One inconvenience was having to handle so many different currencies. Yes, we were prepared and had printed Oanda.com's currency converter wallet-size cheat sheets in advance, but having to calculate how much cash we should withdraw from an ATM in each city (and incur a fee each time; many attractions, restaurants, etc. did not accept credit cards) was a nuisance. Even worse, if we had leftover money and had to convert at an exchange desk, we lost on the poor rates. I traveled to a total of six countries on my trip and had to deal with six different currencies! True, the Eastern Europe countries will probably all convert to the Euro within a few years. On the subject of credit cards, both Greg & I applied for and received Capital One cards prior to our trip. There is no annual fee nor do they charge a foreign transaction fee unlike all many other card companies.
Paying to pee: Yes, I mention this because even at some restaurants and tourist attractions (where you've already paid an entry fee or your food bill), you have to pay to use their restrooms. Typically less than $1, but still, this adds up fast! Where it was most annoying -- Berlin's Tegel airport! Come on people, where else are you going to go?!?
As with pretty much anywhere in Europe, the majority of people take public transport to get around, or even better, walk or ride bikes. Cars are smaller and get better gas mileage. With the exception of Krakow, everywhere we went there were recycling containers every few blocks. Many places don't have air conditioning (although all the tourist-oriented ones do). Toilets are dual flush (you choose how much water is needed to clear the bowl, less or more).
Overnight trains are a great way to travel between cities without the security hassles and luggage restrictions at airports. Plus the cost includes transport & accommodation so you can save money by doing two things at once. I've previously traveled in coach sleepers, whether in a compartment with seats that pull out to form beds (and thus you are very cozy with the strangers sitting next to you) or in a 6-bed mixed sex bunk configuration, all with shared baths at either end of the car. Greg & I purchased our tickets in advance through Rail Europe and the price of a first class sleeper was only a few dollars more than coach. For our two overnight rides (Prague to Krakow; Krakow to Budapest) we had a private but still tiny compartment with three bunks on one wall (with one folded up to create more head room) outfitted with nice quality sheets, pillows and blankets. There was also a small sink and a place to hang some clothes. Bathrooms were still shared, but were a step up from the coach version. Be sure to bring water -- it's not potable on the train and many overnight trains do not have cafes or dining cars, although the first class concierge had a tiny kitchen and sold drinks and snacks.

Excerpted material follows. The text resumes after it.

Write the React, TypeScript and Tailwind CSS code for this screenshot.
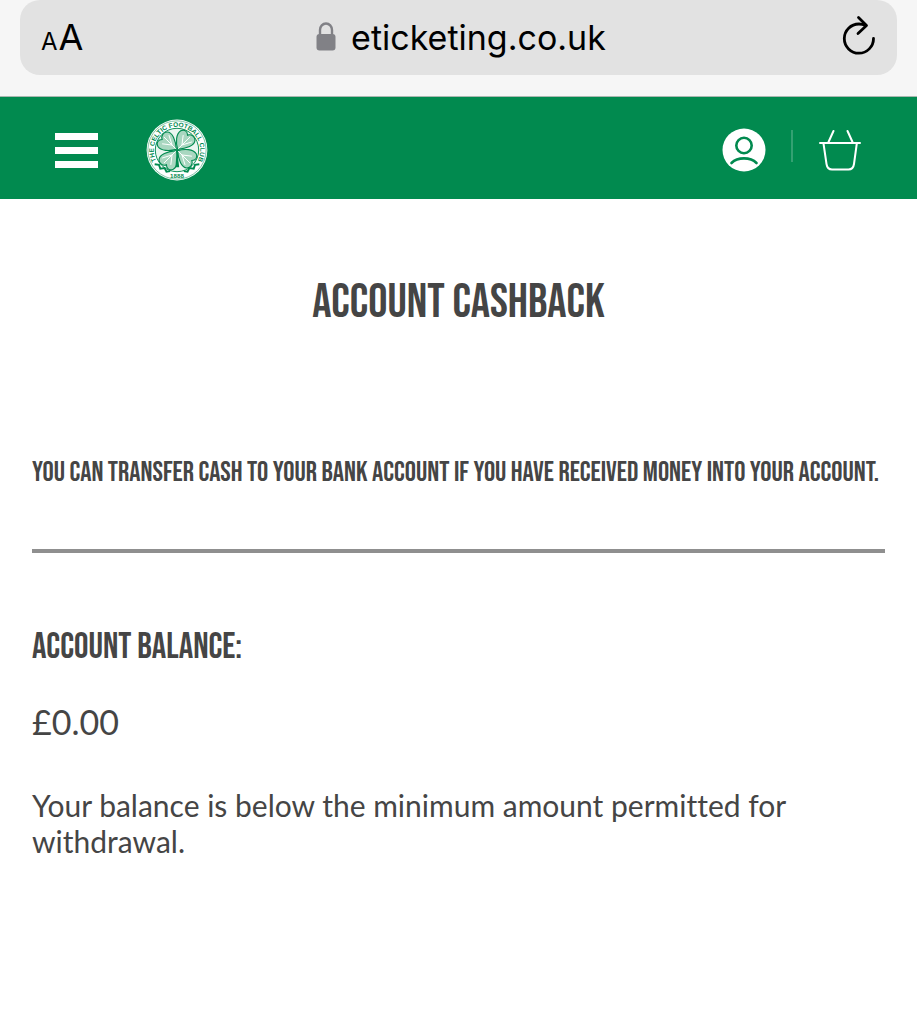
import type { ReactNode } from 'react';

const condensed = "font-['Bebas_Neue','Open_Sans_Condensed','Roboto_Condensed',sans-serif] font-normal uppercase";

function LockIcon() {
  return (
    <svg className="h-[30px] w-5 overflow-visible text-[#818186]" viewBox="0 0 20 30" fill="none" aria-hidden="true">
      <path d="M4 12V7a6 6.500 0 0 1 12 0V12" stroke="currentColor" strokeWidth="2.4" />
      <rect x="0.5" y="11" width="19" height="16.500" rx="3" fill="currentColor" />
    </svg>
  );
}

function ReloadIcon() {
  return (
    <svg className="h-10 w-8 overflow-visible" viewBox="0 0 32 40" fill="none" stroke="#000" strokeWidth="2.8" strokeLinecap="round" strokeLinejoin="round" aria-hidden="true">
      <path d="M30.500 20.500A14.600 14.600 0 1 1 16 6q3.500 0 6.500 1.500" />
      <path d="M15.500 -0.500 23.500 7.500l-8.500 8" />
    </svg>
  );
}

function UserIcon() {
  return (
    <svg className="size-11 overflow-visible" viewBox="0 0 44 44" fill="none" aria-hidden="true">
      <circle cx="23" cy="22" r="21.500" fill="#fff" />
      <circle cx="23" cy="17.500" r="7.700" stroke="#018a4f" strokeWidth="2.600" />
      <path d="M10.500 35c3-3 7.500-4.600 12.500-4.600s9.500 1.600 12.500 4.600" stroke="#018a4f" strokeWidth="2.600" strokeLinecap="round" />
    </svg>
  );
}

function BasketIcon() {
  return (
    <svg className="h-11 w-[42px]" viewBox="0 0 42 44" fill="none" stroke="#fff" strokeWidth="2" strokeLinecap="round" strokeLinejoin="round" aria-hidden="true">
      <path d="M1 15h40M14.500 3 9.500 14M28.500 3l5 11" />
      <path d="M4.500 15.500 7.500 36q.8 5.500 5.500 5.500h16.500q4.700 0 5.500-5.500l2.800-20.500" />
    </svg>
  );
}

function ClubCrest() {
  return (
    <svg className="size-[62px]" viewBox="0 0 100 100" aria-hidden="true">
      <defs>
        <path id="crest-top" d="M15.500 65A37.500 37.500 0 1 1 84.500 65" />
      </defs>
      <circle cx="50" cy="50" r="49" fill="#fff" />
      <circle cx="50" cy="50" r="47" fill="none" stroke="#018a4f" strokeWidth="0.8" />
      <circle cx="50" cy="50" r="35" fill="#eaf6f0" stroke="#018a4f" strokeWidth="1.500" />
      <text className="font-['Liberation_Sans',sans-serif] font-bold" fontSize="10.500" fill="#018a4f">
        <textPath href="#crest-top" startOffset="50%" textAnchor="middle">THE CELTIC FOOTBALL CLUB</textPath>
      </text>
      {[0, 90, 180, 270].map((angle) => (
        <g key={angle} transform={`rotate(${angle} 50 50)`}>
          <path
            d="M49 49C38 52 24 52 19 44c-3-6 1-11 7-11-2-6 2-12 8-12 9 0 14 14 15 28Z"
            fill="#a9d7c0"
            stroke="#018a4f"
            strokeWidth="1.800"
          />
          <path d="M48 48 29 29M42 42l-16-2M42 42l-5-16" fill="none" stroke="#fff" strokeWidth="1.600" />
        </g>
      ))}
      <path d="M49.500 50q-1 14-2 28h6q-2-14-2-28Z" fill="#018a4f" />
      <path d="m14 73 7 1 2 6 7-1 3 6 6-1M86 73l-7 1-2 6-7-1-3 6-6-1" fill="none" stroke="#018a4f" strokeWidth="3" />
      <text x="50" y="95" textAnchor="middle" className="font-['Liberation_Sans',sans-serif] font-bold" fontSize="10" fill="#018a4f">1888</text>
    </svg>
  );
}

function IconButton({ label, children }: { label: string; children: ReactNode }) {
  return (
    <button type="button" aria-label={label} className="flex cursor-pointer items-center justify-center">
      {children}
    </button>
  );
}

export default function App() {
  return (
    <div className="min-h-screen bg-white text-[#454545]">
      {/* Browser address bar */}
      <div className="border-b border-[#a9b8b0] bg-[#f6f6f6] px-5 pb-[21px] font-['Inter',sans-serif] text-black">
        <div className="flex h-[75px] items-center justify-between rounded-[20px] bg-[#e2e2e2] pr-[22px] pl-[21px]">
          <button type="button" aria-label="Text size" className="flex w-[42px] items-baseline gap-px pt-1">
            <span className="text-2xl leading-10">A</span>
            <span className="text-4xl leading-10">A</span>
          </button>
          <div className="flex items-center gap-[15px] pr-1">
            <LockIcon />
            <span className="text-[34px] leading-10">eticketing.co.uk</span>
          </div>
          <IconButton label="Reload">
            <ReloadIcon />
          </IconButton>
        </div>
      </div>

      {/* Site header */}
      <header className="flex h-[102px] items-center justify-between bg-[#018a4f] pt-1 pr-14 pl-[55px]">
        <div className="flex items-center gap-12">
          <IconButton label="Menu">
            <span className="flex w-[43px] flex-col gap-[7px]">
              <span className="h-[7px] bg-white" />
              <span className="h-[7px] bg-white" />
              <span className="h-[7px] bg-white" />
            </span>
          </IconButton>
          <a href="#" aria-label="The Celtic Football Club">
            <ClubCrest />
          </a>
        </div>
        <div className="flex items-center gap-[26px]">
          <IconButton label="My account">
            <UserIcon />
          </IconButton>
          <div className="mb-2 h-8 w-0.5 bg-[#34a172]" />
          <IconButton label="Basket">
            <BasketIcon />
          </IconButton>
        </div>
      </header>

      <main className="px-8 pt-[74px] pb-16">
        <h1 className={`${condensed} text-center text-5xl leading-[60px]`}>Account Cashback</h1>
        <p className={`${condensed} mt-[120px] text-[28px] leading-10`}>
          You can transfer cash to your bank account if you have received money into your account.
        </p>
        <hr className="mt-14 border-t-4 border-[#8f8f8f]" />
        <h2 className={`${condensed} mt-[70px] text-4xl leading-[50px]`}>Account Balance:</h2>
        <p className="mt-6 font-['Lato',sans-serif] text-[34px] leading-[50px]">£0.00</p>
        <p className="mt-10 font-['Lato',sans-serif] text-3xl leading-9 [font-variant-ligatures:none]">
          Your balance is below the minimum amount permitted for withdrawal.
        </p>
      </main>
    </div>
  );
}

We stayed at small pensions or B&B's in areas just on the edge of the city centers, preferring a more localized experience to the mass market/chain hotels. We also stayed in one hostel in Krakow. A cold breakfast was included in our room rates and since a typical European breakfast includes meat, cheese, and bread, along with fruit, cereal, yogurt, coffee/tea, and sometimes boiled eggs, this is a great way to decrease your food costs by eating a large breakfast then skip lunch and eat an early dinner.

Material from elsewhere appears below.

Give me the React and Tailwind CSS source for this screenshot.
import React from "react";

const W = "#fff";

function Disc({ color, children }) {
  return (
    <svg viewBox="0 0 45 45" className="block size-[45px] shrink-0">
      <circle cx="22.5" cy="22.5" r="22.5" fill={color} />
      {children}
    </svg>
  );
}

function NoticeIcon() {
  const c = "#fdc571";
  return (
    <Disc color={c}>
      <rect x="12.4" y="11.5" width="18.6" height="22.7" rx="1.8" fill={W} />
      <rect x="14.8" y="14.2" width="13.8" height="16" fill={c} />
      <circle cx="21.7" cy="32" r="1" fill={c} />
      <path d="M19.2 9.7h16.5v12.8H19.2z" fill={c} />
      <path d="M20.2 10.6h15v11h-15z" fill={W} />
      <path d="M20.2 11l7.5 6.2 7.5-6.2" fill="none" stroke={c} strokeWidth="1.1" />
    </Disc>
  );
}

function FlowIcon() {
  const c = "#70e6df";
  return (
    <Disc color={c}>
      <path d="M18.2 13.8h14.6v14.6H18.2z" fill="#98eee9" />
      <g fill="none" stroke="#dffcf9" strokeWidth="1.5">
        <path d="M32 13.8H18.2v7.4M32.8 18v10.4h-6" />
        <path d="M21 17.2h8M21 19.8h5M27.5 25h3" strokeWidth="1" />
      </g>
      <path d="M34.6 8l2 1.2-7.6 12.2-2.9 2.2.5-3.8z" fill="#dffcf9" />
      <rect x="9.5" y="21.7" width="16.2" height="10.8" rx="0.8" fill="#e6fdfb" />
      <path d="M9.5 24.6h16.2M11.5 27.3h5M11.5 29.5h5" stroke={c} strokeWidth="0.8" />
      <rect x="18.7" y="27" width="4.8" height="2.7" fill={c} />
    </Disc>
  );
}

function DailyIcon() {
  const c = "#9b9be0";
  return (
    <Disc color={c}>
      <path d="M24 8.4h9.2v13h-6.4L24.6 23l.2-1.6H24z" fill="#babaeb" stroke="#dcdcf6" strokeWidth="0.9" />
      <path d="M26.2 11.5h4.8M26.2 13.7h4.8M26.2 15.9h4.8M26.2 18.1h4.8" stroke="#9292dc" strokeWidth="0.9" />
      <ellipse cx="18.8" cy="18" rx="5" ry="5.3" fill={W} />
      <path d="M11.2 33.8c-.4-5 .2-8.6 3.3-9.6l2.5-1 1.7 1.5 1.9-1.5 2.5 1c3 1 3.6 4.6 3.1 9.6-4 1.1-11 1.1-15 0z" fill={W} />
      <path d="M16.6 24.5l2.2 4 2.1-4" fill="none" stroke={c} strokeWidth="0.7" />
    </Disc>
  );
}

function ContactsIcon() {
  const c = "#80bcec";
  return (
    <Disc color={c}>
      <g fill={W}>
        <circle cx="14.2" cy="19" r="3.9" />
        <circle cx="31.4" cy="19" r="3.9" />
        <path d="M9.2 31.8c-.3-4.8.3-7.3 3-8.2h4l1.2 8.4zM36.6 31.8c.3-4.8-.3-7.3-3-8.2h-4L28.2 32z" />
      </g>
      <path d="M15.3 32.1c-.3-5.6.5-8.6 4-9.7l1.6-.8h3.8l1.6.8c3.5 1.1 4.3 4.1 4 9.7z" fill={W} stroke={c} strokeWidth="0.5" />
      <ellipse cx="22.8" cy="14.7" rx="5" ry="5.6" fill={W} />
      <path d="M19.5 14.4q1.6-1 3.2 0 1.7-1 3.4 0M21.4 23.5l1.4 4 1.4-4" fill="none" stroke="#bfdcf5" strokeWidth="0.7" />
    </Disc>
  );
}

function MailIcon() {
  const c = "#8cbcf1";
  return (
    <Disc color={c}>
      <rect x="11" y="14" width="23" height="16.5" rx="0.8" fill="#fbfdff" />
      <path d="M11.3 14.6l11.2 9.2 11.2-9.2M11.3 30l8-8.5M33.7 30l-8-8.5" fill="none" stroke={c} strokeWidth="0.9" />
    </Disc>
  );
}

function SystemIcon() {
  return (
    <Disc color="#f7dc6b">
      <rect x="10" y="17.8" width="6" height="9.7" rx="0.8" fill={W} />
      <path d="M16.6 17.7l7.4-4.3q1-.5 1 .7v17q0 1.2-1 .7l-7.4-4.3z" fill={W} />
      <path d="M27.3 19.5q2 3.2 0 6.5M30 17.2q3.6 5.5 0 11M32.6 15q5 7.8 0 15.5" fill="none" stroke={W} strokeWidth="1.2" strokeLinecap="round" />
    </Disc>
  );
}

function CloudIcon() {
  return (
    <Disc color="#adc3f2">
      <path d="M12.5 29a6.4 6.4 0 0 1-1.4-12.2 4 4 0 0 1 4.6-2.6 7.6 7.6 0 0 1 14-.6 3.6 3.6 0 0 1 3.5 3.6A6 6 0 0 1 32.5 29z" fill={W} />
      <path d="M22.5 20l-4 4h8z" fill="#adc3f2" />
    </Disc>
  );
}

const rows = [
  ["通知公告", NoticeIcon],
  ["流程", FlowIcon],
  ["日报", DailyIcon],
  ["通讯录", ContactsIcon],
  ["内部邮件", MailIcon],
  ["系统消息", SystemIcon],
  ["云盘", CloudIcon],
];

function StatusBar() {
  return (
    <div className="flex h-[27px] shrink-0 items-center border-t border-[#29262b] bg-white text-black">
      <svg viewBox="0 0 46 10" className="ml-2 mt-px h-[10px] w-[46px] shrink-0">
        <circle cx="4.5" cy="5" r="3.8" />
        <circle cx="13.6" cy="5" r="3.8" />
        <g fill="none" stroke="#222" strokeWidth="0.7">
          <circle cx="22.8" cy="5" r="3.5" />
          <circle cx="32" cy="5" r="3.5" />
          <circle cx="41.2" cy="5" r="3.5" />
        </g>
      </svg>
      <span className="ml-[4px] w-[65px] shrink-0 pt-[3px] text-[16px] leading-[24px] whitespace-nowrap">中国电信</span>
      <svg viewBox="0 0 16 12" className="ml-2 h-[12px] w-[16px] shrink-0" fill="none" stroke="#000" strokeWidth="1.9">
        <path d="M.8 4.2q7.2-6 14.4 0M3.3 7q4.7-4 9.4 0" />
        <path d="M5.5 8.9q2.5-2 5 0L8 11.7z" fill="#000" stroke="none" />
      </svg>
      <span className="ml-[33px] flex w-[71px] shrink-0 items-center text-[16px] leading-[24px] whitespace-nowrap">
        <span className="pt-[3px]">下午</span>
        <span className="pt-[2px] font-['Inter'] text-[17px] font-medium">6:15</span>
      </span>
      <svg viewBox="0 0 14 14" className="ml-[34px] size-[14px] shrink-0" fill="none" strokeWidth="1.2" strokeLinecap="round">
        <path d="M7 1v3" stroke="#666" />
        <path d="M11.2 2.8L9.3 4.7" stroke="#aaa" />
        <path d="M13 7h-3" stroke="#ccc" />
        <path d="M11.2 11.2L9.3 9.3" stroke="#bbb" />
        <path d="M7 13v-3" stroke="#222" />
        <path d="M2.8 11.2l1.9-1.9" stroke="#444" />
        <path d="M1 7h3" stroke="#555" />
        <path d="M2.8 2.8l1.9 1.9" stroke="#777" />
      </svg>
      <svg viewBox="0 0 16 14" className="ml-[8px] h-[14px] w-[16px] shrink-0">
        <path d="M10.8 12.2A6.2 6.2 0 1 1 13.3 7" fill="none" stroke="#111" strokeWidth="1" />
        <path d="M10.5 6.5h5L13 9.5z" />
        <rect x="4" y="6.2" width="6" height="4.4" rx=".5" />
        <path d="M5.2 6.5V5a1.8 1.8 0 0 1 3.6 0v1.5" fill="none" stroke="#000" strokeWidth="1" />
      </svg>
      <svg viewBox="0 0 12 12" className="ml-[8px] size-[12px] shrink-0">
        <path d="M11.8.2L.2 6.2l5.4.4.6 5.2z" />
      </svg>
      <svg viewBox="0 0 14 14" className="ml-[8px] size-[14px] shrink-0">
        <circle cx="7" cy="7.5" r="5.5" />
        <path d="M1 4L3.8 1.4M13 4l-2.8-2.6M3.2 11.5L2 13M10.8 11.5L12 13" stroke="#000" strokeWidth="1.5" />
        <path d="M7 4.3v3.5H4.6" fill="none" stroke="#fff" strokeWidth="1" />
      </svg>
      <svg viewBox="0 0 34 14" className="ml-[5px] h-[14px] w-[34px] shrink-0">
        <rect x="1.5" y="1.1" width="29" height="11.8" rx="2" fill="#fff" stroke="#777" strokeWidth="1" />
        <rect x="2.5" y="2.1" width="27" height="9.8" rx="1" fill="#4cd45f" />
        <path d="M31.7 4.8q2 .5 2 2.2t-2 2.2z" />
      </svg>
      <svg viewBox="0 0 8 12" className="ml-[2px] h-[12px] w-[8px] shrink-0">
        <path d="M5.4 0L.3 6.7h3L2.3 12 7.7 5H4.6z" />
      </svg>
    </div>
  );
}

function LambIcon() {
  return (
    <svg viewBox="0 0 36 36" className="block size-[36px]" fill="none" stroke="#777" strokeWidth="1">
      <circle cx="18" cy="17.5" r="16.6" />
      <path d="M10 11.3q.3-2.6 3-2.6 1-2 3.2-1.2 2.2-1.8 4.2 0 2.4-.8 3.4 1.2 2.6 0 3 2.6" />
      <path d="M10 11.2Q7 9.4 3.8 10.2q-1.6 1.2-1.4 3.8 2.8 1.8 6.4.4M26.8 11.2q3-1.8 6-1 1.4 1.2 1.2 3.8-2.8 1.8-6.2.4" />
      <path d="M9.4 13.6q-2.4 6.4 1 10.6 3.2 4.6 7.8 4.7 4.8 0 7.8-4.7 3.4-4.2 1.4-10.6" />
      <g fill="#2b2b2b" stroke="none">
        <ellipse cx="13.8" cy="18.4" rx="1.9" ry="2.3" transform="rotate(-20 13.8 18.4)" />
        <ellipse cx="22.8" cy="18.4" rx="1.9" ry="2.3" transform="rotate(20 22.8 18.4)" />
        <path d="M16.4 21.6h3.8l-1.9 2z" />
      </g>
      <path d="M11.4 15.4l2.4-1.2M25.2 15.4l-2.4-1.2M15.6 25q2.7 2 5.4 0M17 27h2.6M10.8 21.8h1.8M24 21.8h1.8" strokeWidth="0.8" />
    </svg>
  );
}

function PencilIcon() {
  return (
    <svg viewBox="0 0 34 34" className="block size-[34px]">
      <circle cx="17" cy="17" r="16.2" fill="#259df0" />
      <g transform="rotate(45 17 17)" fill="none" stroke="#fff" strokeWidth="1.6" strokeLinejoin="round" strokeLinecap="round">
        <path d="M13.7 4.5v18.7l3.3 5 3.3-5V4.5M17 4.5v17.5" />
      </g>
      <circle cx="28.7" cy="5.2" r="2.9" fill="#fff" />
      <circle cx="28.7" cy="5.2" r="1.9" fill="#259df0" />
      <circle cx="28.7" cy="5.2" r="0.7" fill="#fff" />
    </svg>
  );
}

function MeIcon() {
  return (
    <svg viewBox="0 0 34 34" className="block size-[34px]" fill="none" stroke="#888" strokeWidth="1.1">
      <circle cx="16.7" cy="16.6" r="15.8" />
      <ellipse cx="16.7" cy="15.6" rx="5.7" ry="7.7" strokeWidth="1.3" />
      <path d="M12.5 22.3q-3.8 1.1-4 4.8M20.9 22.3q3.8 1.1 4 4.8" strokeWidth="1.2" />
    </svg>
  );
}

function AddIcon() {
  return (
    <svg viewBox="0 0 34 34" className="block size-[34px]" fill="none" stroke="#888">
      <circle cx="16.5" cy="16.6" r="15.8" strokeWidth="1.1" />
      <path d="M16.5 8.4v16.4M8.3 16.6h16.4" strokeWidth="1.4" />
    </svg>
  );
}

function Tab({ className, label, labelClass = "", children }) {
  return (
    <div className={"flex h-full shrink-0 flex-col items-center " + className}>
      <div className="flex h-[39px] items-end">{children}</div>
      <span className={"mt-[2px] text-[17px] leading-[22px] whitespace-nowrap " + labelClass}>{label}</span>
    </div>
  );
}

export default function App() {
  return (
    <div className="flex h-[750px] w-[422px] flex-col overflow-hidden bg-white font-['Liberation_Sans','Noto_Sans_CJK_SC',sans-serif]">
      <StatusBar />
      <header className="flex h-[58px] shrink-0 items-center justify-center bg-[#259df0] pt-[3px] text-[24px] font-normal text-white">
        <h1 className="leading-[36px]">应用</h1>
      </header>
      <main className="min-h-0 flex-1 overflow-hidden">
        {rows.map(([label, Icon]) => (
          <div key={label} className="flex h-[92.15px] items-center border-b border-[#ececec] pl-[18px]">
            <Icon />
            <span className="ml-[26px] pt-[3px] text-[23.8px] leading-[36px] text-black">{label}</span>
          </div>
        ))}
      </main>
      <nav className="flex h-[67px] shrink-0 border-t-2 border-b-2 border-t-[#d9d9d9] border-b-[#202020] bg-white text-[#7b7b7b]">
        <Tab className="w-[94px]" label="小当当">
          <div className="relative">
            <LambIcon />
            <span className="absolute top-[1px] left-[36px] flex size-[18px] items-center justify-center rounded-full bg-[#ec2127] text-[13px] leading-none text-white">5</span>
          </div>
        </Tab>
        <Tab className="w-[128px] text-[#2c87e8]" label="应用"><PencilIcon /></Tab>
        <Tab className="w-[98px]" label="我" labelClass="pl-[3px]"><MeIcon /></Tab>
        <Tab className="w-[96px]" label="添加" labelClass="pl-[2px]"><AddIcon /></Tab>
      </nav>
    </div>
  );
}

Meals were heavy on the meats & starches while vegetables were almost impossible to find much less order. Tap water was drinkable everywhere, although you always have to ask for it. Bottled water or sodas cost more than beer or wine. Needless to say, we drank lots of beer! Here's a list of all the variations we tried: Berlin - Lowenbrau, Berliner, Schultheiss, Freibergitch Prague - Pilsner Urquell, Gambrinus, Staropramen, Krusovice, Budvar, Kozel, X33 (world's strongest beer - delicious and similar to a brandy or something you sip on after dinner) Krakow - CK Browar, Zywecz, Tantra, Warda, Okocim; I also had a Ukranian beer and we tried the famous bison grass vodka (Zubrowka) in a cocktail mixed with apple juice, and a different cocktail "Mad Dog" made with vodka, raspberry liqueur, & 3 drops of Tabasco. Budapest - Dreher, Soproni, Borsodi, Borostyan. Greg forced me to eat at McDonald's under the premise that it was for historical purposes -- it was the first McDonald's ever opened behind the Iron Curtain (in Budapest). One of our most authentic dining experiences was at a Polish milk bar where no one spoke English nor was there an English menu, there were no tourists, and the food was tasty with generous portions and very low prices. The milk bars (bar mleczny) are a government-subsidized holdover from the communist era.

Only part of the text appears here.